Artist Lisa Tuttle’s exhibition Mock Proposal, on view at Poem 88 in Atlanta through March 30, suggests “corrections” for confederate monuments in the South.

Bill aimed at increasing penalties for damaging state monuments passes Georgia Senate

ATLANTA—Georgia state senators voted this week to increase penalties against those who damage the state’s public and private monuments. The senators’ decision takes place following a period of increasingly vocal calls for the removal of confederate monuments across the South. Critics of the legislation passed by the Georgia senate this week say the bill would make it more difficult for communities to remove confederate monuments to which residents object.

Although Senator Jeff Mullis of Chickamauga said he proposed the bill not to “protect any particular monuments,” Heidi Beirich of the Southern Poverty Law Center expressed disappointment “that some Georgia lawmakers are choosing to play politics with our history and promote divisiveness,” particularly regarding confederate monuments.

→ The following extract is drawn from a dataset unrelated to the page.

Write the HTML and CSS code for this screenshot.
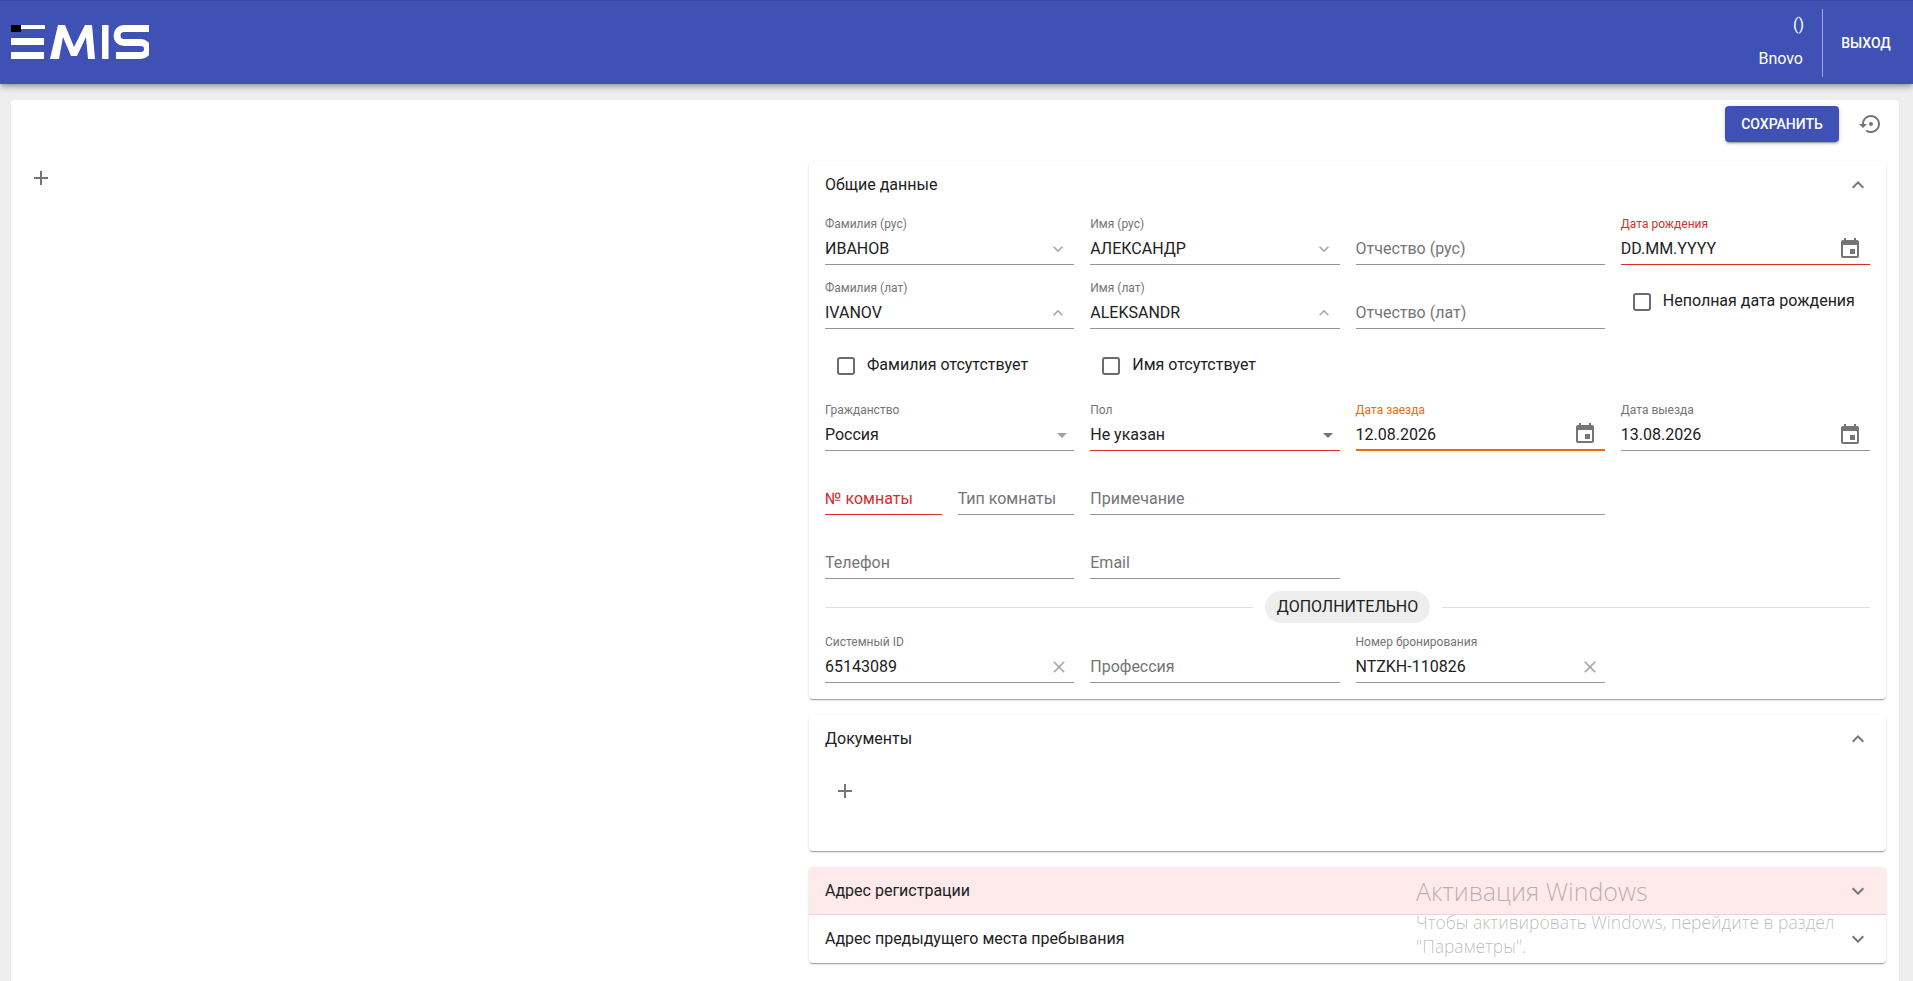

Pete Schulte named artist-in-residence at the Chianti Foundation

MARFA—Pete Schulte, Birmingham-based artist and drawing professor at University of Alabama, has been chosen as one of the 2019 artists-in-residence at the Chianti Foundation in Marfa, Texas. One of the most striking and isolated desert communities in the West Texas Chihuahuan Desert, the Chianti Foundation was founded by artist Donald Judd in 1989 and has exhibited works by national and international artists, mostly sculpture and other large scale works. Schulte is represented in Atlanta by Whitespace.